Lesbian Vampire Killers has cult classic written all over it. The reaction from British critics has largely been one of disdain, although there is a groundswell of support for the film. And surprisingly it’s not just adolescent boys with too many spots who are loving it – there are people from all ages digging Claydon’s camp fest. However, there were some who weren’t too thrilled by the prospect of this film’s release.

‘There was a website called Angry Lesbians and they were very upset about the film,’ Claydon recounted. ‘They’d never seen it – the film was still in production – but they wanted to shut it down and they needed to get a 1000 people on their petition. I think they only got 38. But some of the stuff they wrote was some of the scariest stuff I’d ever read in my life, which surprised me, because the film has no political agenda and isn’t really that offensive.’

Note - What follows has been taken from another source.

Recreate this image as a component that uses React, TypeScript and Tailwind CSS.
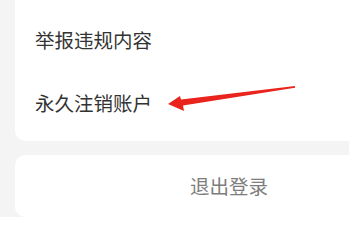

If anything, as Claydon admits, the film is more likely ‘the outcast of British horror’. After all, it pokes far too much fun at the horror genre to be taken seriously, and draws the comedy monster movie into new areas of absurdity. Overall, though, it’s a must see bit of fun, one that is sure to have you chuckling. But there’s one final biting question… if Phil Claydon was a lesbian vampire, what would her name be?

‘Off the top of my head? If I were a lesbian vampire you could call me Regina Love. I think I’d love to be a lesbian vampire.’

Lesbian Vampire Killers opens nationally May 21.